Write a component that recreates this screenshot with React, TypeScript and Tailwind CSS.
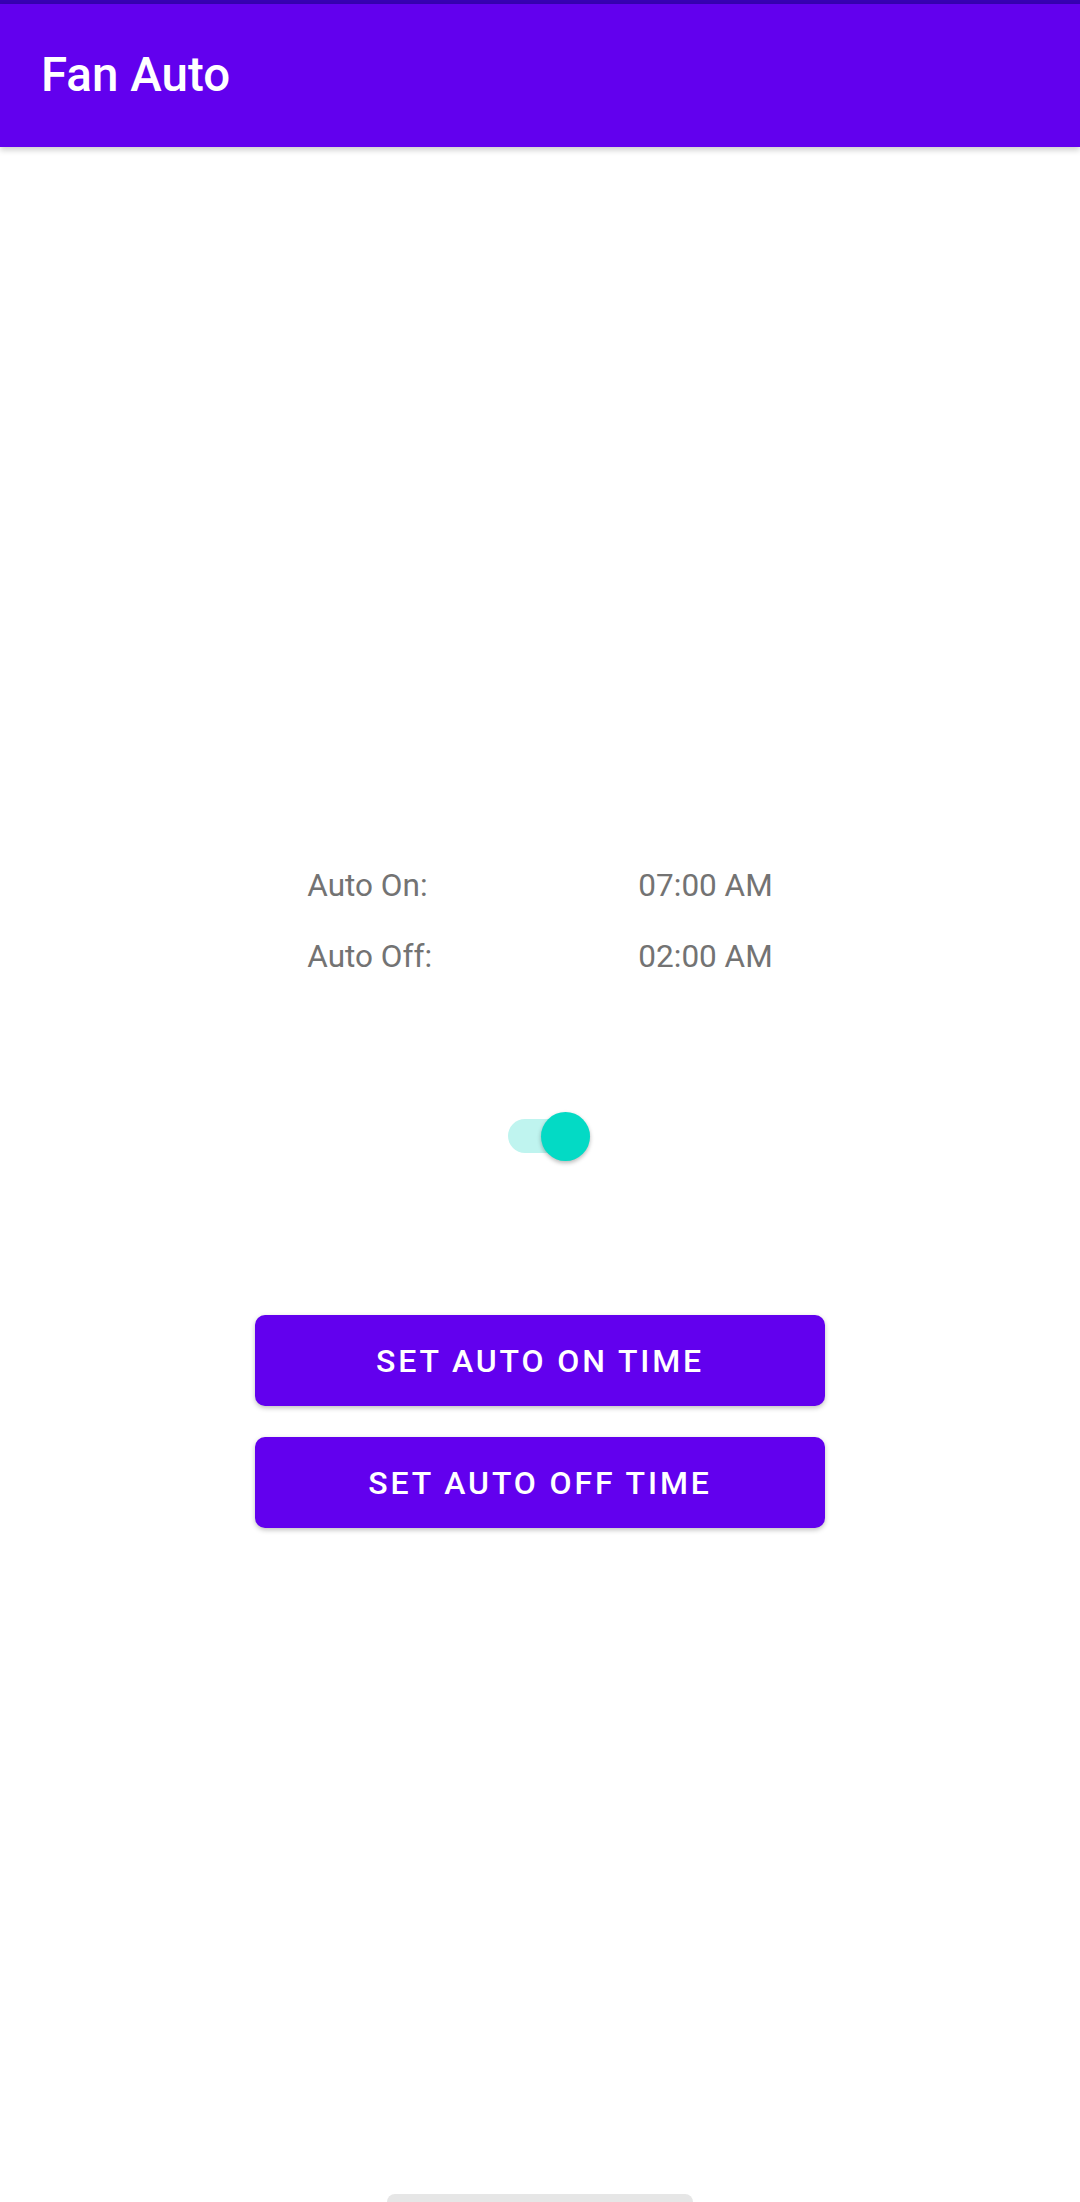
import React, { useState } from 'react';

const times = [
  { label: 'Auto On:', value: '07:00 AM' },
  { label: 'Auto Off:', value: '02:00 AM' },
];

const Switch: React.FC<{ on: boolean; onToggle: () => void }> = ({ on, onToggle }) => (
  <button
    onClick={onToggle}
    aria-label="Toggle auto mode"
    className="relative w-[84px] h-[50px] outline-none"
  >
    <span
      className={`absolute left-0 top-[8px] w-[82px] h-[34px] rounded-full ${on ? 'bg-[#bff4ef]' : 'bg-[#bdbdbd]'}`}
    />
    <span
      className={`absolute top-[1px] w-[49px] h-[49px] rounded-full shadow-[0_2px_4px_rgba(0,0,0,0.28)] ${on ? 'left-[33px] bg-[#03dac5]' : 'left-[-8px] bg-[#f1f1f1]'}`}
    />
  </button>
);

const App: React.FC = () => {
  const [autoEnabled, setAutoEnabled] = useState(true);

  return (
    <div className="h-[2202px] flex flex-col bg-white font-['Roboto',sans-serif] overflow-hidden">
      {/* Status bar stripe + toolbar */}
      <div className="h-[4px] bg-[#3700b3]" />
      <header className="h-[143px] bg-[#6200ee] flex items-center pl-[41px] shadow-[0_3px_6px_rgba(0,0,0,0.2)] relative z-10">
        <h1 className="text-white text-[47.5px] font-medium leading-none">Fan Auto</h1>
      </header>

      {/* Schedule */}
      <div className="mt-[720px] flex justify-center">
        <div className="grid grid-cols-[331px_auto] gap-y-[34px] text-[31.5px] leading-[37px] text-[#737373] whitespace-nowrap">
          {times.map((t) => (
            <React.Fragment key={t.label}>
              <span>{t.label}</span>
              <span>{t.value}</span>
            </React.Fragment>
          ))}
        </div>
      </div>

      <div className="mt-[136px] pl-[508px] flex">
        <Switch on={autoEnabled} onToggle={() => setAutoEnabled(!autoEnabled)} />
      </div>

      <div className="mt-[154px] flex flex-col items-center gap-[31px]">
        {['SET AUTO ON TIME', 'SET AUTO OFF TIME'].map((label) => (
          <button
            key={label}
            className="w-[570px] h-[91px] rounded-[10px] bg-[#6200ee] text-white text-[32px] font-medium tracking-[0.09em] shadow-[0_2px_5px_rgba(0,0,0,0.25)]"
          >
            {label}
          </button>
        ))}
      </div>

      <div className="mt-auto flex justify-center">
        <div className="w-[306px] h-[16px] translate-y-[8px] rounded-full bg-[#e6e6e6]" />
      </div>
    </div>
  );
};

export default App;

——

Aim: Give every line back word for word and leave the pictures out.

Complete response:
Write a component that recreates this screenshot with React, TypeScript and Tailwind CSS.
import React, { useState } from 'react';

const times = [
  { label: 'Auto On:', value: '07:00 AM' },
  { label: 'Auto Off:', value: '02:00 AM' },
];

const Switch: React.FC<{ on: boolean; onToggle: () => void }> = ({ on, onToggle }) => (
  <button
    onClick={onToggle}
    aria-label="Toggle auto mode"
    className="relative w-[84px] h-[50px] outline-none"
  >
    <span
      className={`absolute left-0 top-[8px] w-[82px] h-[34px] rounded-full ${on ? 'bg-[#bff4ef]' : 'bg-[#bdbdbd]'}`}
    />
    <span
      className={`absolute top-[1px] w-[49px] h-[49px] rounded-full shadow-[0_2px_4px_rgba(0,0,0,0.28)] ${on ? 'left-[33px] bg-[#03dac5]' : 'left-[-8px] bg-[#f1f1f1]'}`}
    />
  </button>
);

const App: React.FC = () => {
  const [autoEnabled, setAutoEnabled] = useState(true);

  return (
    <div className="h-[2202px] flex flex-col bg-white font-['Roboto',sans-serif] overflow-hidden">
      {/* Status bar stripe + toolbar */}
      <div className="h-[4px] bg-[#3700b3]" />
      <header className="h-[143px] bg-[#6200ee] flex items-center pl-[41px] shadow-[0_3px_6px_rgba(0,0,0,0.2)] relative z-10">
        <h1 className="text-white text-[47.5px] font-medium leading-none">Fan Auto</h1>
      </header>

      {/* Schedule */}
      <div className="mt-[720px] flex justify-center">
        <div className="grid grid-cols-[331px_auto] gap-y-[34px] text-[31.5px] leading-[37px] text-[#737373] whitespace-nowrap">
          {times.map((t) => (
            <React.Fragment key={t.label}>
              <span>{t.label}</span>
              <span>{t.value}</span>
            </React.Fragment>
          ))}
        </div>
      </div>

      <div className="mt-[136px] pl-[508px] flex">
        <Switch on={autoEnabled} onToggle={() => setAutoEnabled(!autoEnabled)} />
      </div>

      <div className="mt-[154px] flex flex-col items-center gap-[31px]">
        {['SET AUTO ON TIME', 'SET AUTO OFF TIME'].map((label) => (
          <button
            key={label}
            className="w-[570px] h-[91px] rounded-[10px] bg-[#6200ee] text-white text-[32px] font-medium tracking-[0.09em] shadow-[0_2px_5px_rgba(0,0,0,0.25)]"
          >
            {label}
          </button>
        ))}
      </div>

      <div className="mt-auto flex justify-center">
        <div className="w-[306px] h-[16px] translate-y-[8px] rounded-full bg-[#e6e6e6]" />
      </div>
    </div>
  );
};

export default App;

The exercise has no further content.